The book, whose authors say it is intended to teach children to be respectful of people of all backgrounds, features a tale of a doe who is granted a wish to become a buck, and a poem about a prince who marries another prince.
Other stories depict minorities in a positive light, including Roma and disabled people. The character Snow White, renamed Leaf Brown, has dark skin.
The government office in Budapest said in a statement.
The book is sold as a fairytale, called so on its cover and designed accordingly, but it hides the fact that it depicts behaviour inconsistent with traditional gender roles.
The order requires Labrisz to put disclaimers on all its books with such content.
The book first caused outrage last September when a member of the far-right political party Our Homeland Movement shredded a copy at a press conference.
Hungary’s nationalist Prime Minister Viktor Orbán, whose rightwing Fidesz party has adopted increasingly hostile rhetoric and policies towards LGBT groups, called the book “homosexual propaganda” last year.

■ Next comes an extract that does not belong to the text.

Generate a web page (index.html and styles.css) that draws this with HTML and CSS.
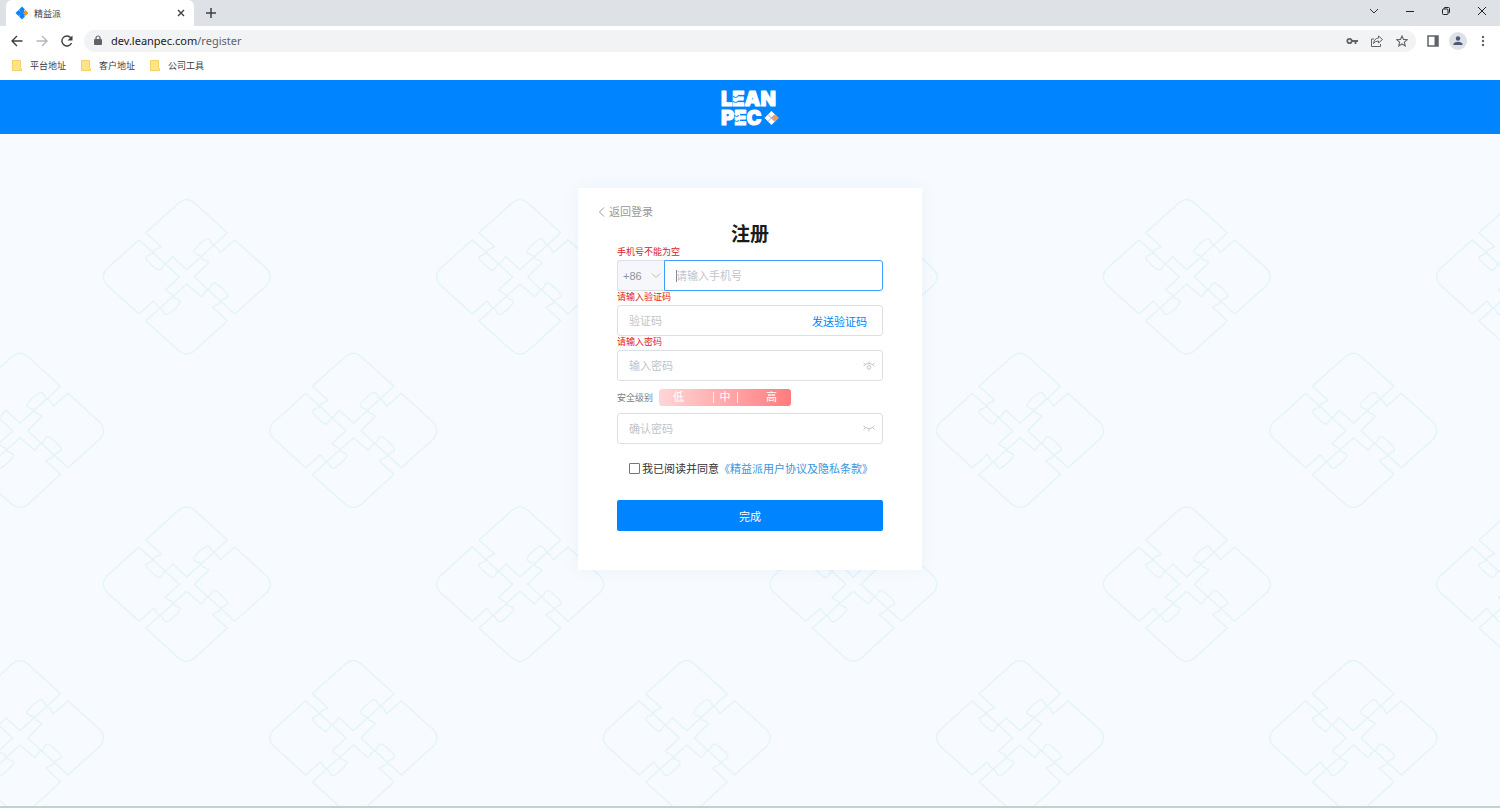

Last year The Guardian reported that:
Orbán has increasingly used far-right and anti-migrant rhetoric as he cements control of the country in increasingly authoritarian fashion. He used to describe his system as an “illiberal democracy”, but recently he has changed focus, preferring instead to call it a “Christian democracy”.
The government’s messaging is still based around stopping immigration and protecting a “besieged” Europe from outsiders, but it now comes in increasingly Christian packaging, both at home and abroad.
At a lavish party to mark US independence day in Budapest, Orbán told guests that finally, with the accession of Donald Trump, there was an “overlap of values” between the US and Hungary.
“Neither of us is willing to accept the hypocrisy of modern politics, which neglects the fact that Christianity is the most persecuted religion globally,” he said.
In a sign of just how much things have changed in the relationship over the past few years, Trump’s ambassador David Cornstein called Orbán a “perfect partner” and arranged for his old friend, the singer Paul Anka, to serenade the Hungarian Prime Minister.
Labrisz – alongside Hatter, an allied gay rights group – said it would sue the government over the disclaimer requirement, which it called discriminatory and unconstitutional.
In May, Hungary voted to end legal recognition of trans people. In November, the government amended the constitution to declare that in a family “the father is a man and the mother is a woman”, meaning that homosexual and trans couples could no longer adopt children.
Orban’s government suffered a embarrassment last November when József Szájer, above, a member of Fidesz and a senior MEP, was caught fleeing a gay orgy in Brussels, in violation of pandemic restrictions and in possession of drugs.
Szájer resigned from Fidesz in December.
Human Rights Watch last year make clear that the Hungarian government’s latest slew of legal changes is not compatible in a European Union based on tolerance and nondiscrimination.
Said Lydia Gall, senior researcher in the Europe and Central Asia Division at Human Rights Watch:
It seems nothing will derail this government from cruelly and pointlessly targeting one of the most marginalized groups in Hungarian society, not even soaring coronavirus infections and Covid-19 related deaths.
Under the pretext of combatting a misguided conception of ‘gender ideology,’ the government further restricts rights and stigmatizes thousands of Hungarian citizens.
The Hungarian government’s latest efforts to cement intolerance and remove safeguards against the abuse of power should set off alarm bells in Brussel. The EU Commission and other member states should strengthen scrutiny and use the EU’s systems and funds to increase respect for EU’s common democratic values and to protect marginalized populations.
HRW pointed out that last October Orban, on a radio show, commented on the book, saying that the LGBT community should “leave our children alone.”
The Vice President of the EU Commission, Vera Jourova added that abuse of the LGBT community:
Belongs to the authoritarian playbook and has no place in the EU.